By the Court.Judgment affirmed.


[1] The record is not clear as to the exact dimensions, but the above is adequate for this opinion.

[2] Art. IX. "Jurisdiction on rivers and lakes; navigable waters. Section 1. The state shall have concurrent jurisdiction on all rivers and lakes bordering on this state so far as such rivers or lakes shall form a common boundary to the state and any other state or territory now or hereafter to be formed, and bounded by the same; and the river Mississippi and the navigable waters leading into the Mississippi and St. Lawrence, and the carrying places between the same, shall be common highways and forever free, as well to the inhabitants of the state as to the citizens of the United States, without any tax, impost or duty therefor."

[3] "30.10 Declarations of navigability. (1) ...

"(2) Streams. All streams, sloughs, bayous and marsh outlets, which are navigable in fact for any purpose whatsoever, are declared navigable to the extent that no dam, bridge or other obstruction shall be made in or over the same without the permission of the state."

"30.15 Penalty for unlawful obstruction of navigable waters. (1) Obstructions Penalized. Any person who does any of the following shall forfeit not more than $50 for each offense:

"(a) Unlawfully obstructs any navigable waters and thereby impairs the free navigation thereof.

". . .

"(4) Obstructions are Public Nuisances. Every obstruction constructed or maintained in or over any navigable waters of this state in violation of this chapter and every violation of s. 30.12 or 31.13 is declared to be a public nuisance, and the construction thereof may be enjoined and the maintenance thereof may be abated by action at the suit of the state or any citizen thereof."

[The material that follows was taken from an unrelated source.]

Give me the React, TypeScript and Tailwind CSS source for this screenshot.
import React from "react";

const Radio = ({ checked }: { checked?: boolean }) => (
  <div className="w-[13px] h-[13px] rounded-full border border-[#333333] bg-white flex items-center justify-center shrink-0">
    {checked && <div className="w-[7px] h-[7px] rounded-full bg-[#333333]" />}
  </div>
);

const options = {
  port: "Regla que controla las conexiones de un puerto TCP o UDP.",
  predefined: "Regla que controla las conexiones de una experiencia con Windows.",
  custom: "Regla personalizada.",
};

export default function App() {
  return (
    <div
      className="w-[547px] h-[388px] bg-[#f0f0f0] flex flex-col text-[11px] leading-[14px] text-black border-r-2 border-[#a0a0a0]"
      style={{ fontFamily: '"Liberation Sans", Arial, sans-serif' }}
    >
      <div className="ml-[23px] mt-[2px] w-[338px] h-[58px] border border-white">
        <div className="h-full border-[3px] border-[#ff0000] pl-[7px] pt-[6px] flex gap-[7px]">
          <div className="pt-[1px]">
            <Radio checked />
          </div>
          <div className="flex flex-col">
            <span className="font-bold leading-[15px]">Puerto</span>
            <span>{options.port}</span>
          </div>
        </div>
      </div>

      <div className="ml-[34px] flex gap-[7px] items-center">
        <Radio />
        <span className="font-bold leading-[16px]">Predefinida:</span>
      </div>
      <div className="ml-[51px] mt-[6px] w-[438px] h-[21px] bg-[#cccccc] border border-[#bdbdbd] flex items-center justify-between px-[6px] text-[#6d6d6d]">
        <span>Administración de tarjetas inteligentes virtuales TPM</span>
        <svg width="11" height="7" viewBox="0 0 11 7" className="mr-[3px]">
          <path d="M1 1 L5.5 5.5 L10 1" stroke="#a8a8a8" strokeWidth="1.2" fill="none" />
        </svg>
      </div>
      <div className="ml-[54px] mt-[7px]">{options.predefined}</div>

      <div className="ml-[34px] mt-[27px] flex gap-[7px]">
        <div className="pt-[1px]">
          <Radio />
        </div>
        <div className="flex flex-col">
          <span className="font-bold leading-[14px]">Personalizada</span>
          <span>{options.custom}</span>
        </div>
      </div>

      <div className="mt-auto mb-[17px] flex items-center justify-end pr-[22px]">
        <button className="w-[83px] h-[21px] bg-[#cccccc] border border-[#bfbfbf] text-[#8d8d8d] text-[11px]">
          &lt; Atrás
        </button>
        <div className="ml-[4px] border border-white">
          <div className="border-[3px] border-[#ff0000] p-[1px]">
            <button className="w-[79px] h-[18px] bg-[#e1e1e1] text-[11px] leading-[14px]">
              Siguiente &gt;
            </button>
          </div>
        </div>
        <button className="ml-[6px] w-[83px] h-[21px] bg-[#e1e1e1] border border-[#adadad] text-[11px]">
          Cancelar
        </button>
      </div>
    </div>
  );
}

"280.01 Jurisdiction over nuisances. Any person, county, city, village or town may maintain an action to recover damages or to abate a public nuisance from which injuries peculiar to the complainant are suffered, so far as necessary to protect the complainant's rights and to obtain an injunction to prevent the same."

[4] See Sweeney v. Chicago, Milwaukee & St. Paul Ry. Co., 60 Wis. 60, 67-68, 18 N.W. 756 (1884).

[5] Costas v. Fond du Lac, 24 Wis. 2d 409, 129 N.W.2d 217 (1964).